適応障害
1. 序論
適応障害(Adjustment Disorder)は、現実に起きた特定のストレス因(人生の出来事や環境の変化)に対して、通常の適応範囲を超える心理的苦痛や行動の変化が生じる障害です。うつ病や不安障害など他の明確な精神疾患の診断基準を満たすほどではないものの、ストレスによって抑うつ気分、不安、苛立ちなど多様な症状が引き起こされ、日常生活に支障を来します。ストレス因が発生してから比較的短期間で症状が出現し、ストレス因が除かれれば長くても半年程度で症状が軽快する一過性の経過をとることが特徴です。
2. 診断
適応障害の診断基準は国際的分類(ICD-11)と米国精神医学会の基準(DSM-5)で若干異なります。それぞれの主なポイントは以下の通りです。
DSM-5の診断基準
DSM-5では適応障害の基準は以下のように定められています。
- 発症時期:明確に確認できるストレス因に反応して、そのストレス開始から3か月以内に情緒面または行動面の症状が出現する
- 症状の程度:そのストレス因に不釣り合いな程度の著しい苦痛または社会的・職業的機能の障害が認められる。
- 他疾患の除外:症状は他の精神障害では説明できない。また正常な死別反応ではない。
- 経過:ストレス因またはその結果が終結した後は、その症状がその後さらに6か月以上持続することはない。
- DSM-5では適応障害の症状経過に応じ「急性(症状の持続が6か月未満)」「持続性(症状の持続が6か月以上)」の特定が可能です。
- サブタイプ: 症状の主たる様相により、「抑うつ気分型」「不安型」「混合型(不安+抑うつ)」「行為障害型」「混合型(情動面+行為面)」のサブタイプに分類されます
ICD-11の診断基準
ICD-11では適応障害はDSM-5と共通する点も多いですが、症状面の定義がより明確化されています。
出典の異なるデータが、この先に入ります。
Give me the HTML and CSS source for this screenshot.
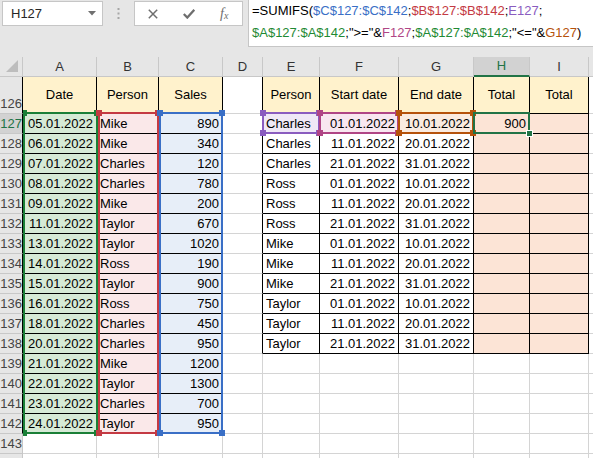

主な特徴は次の通りです。
- ストレス因と時間経過:はっきりと特定できる心理社会的ストレス因または重大な生活変化に対する不適応反応であり、ストレス因への曝露から1か月以内に症状が出現する。
- 症状の特徴:ストレス因に対するとらわれ(preoccupation)と適応の失敗(failure to adapt)が中核症状とされています。具体的には、ストレスとなった出来事に対する過剰な心配や反芻思考が続き(とらわれ)、日常の集中力や睡眠などに支障を来たす、といった形で生活機能の障害が現れます。情動面では不安や抑うつ、行動面では衝動的・攻撃的行動など多様な症状がみられますが、特定の症状に限局しません(複数の情緒・行動症状が混在しうる)。
- 経過:症状は一過性であり、ストレス因の開始から約6か月以内に自然軽快する傾向があります(ただしストレス因が持続する場合は症状も持続し得る)。
- 他疾患の除外: 他の精神・行動障害で説明できないことが求められます。
補足:DSM-5とICD-11の大きな違いは、発症までの期間(DSM-5は3か月以内、ICD-11は1か月以内)と症状定義の明確さ(ICD-11では「とらわれ」と「適応失敗」を強調)です。またDSM-5では臨床的特徴に応じたサブタイプ分類がありますが、ICD-11では設けられていません。両者ともストレス因への反応としての異常な苦痛と機能障害を重視し、他の疾患では説明できない一過性の症状であることを診断の核としています。
3. 治療
適応障害の治療は、まず第一にストレス因への対処が重要です。基本原則は「ストレスの低減」と「対処能力の強化」であり、その手段として心理療法(カウンセリング等)を中心に、必要に応じて薬物療法を補助的に用います。
心理療法・心理的介入
- ストレス因の除去・環境調整:まず可能であればストレス因そのものを軽減・除去する、ストレス源から離れることが根本的治療となります。例えば職場の人間関係や業務負荷が原因であれば配置転換や休職を検討します。ストレス因を除去、もしくはストレス因から逃れられる場合はこの対応で症状改善する場合もあります。現実にはストレス因を直ちになくすことが難しい場合も多いため、環境調整と並行して以下のような心理的支援を行います。
- 認知行動療法(CBT):適応障害患者に対するCBTの有効性は近年ランダム化比較試験で検証されてきています。CBTではストレス状況に対する認知の歪みを修正し、問題解決スキルやリラクセーション法を習得することで対処能力を高めます。適応障害は比較的短期の介入で改善することが多く、CBTとの相性は良いと考えられます。
薬物療法
薬物療法は適応障害において補助的な位置づけであり、症状が重度で心理的介入だけでは十分でない場合に検討されます。特に不眠、激しい不安発作、抑うつ気分の強さなどに対処する目的で短期間用いられます。ただし、適応障害自体に対する薬物の確立した治療エビデンスは乏しく、漫然と長期投与することは推奨されません。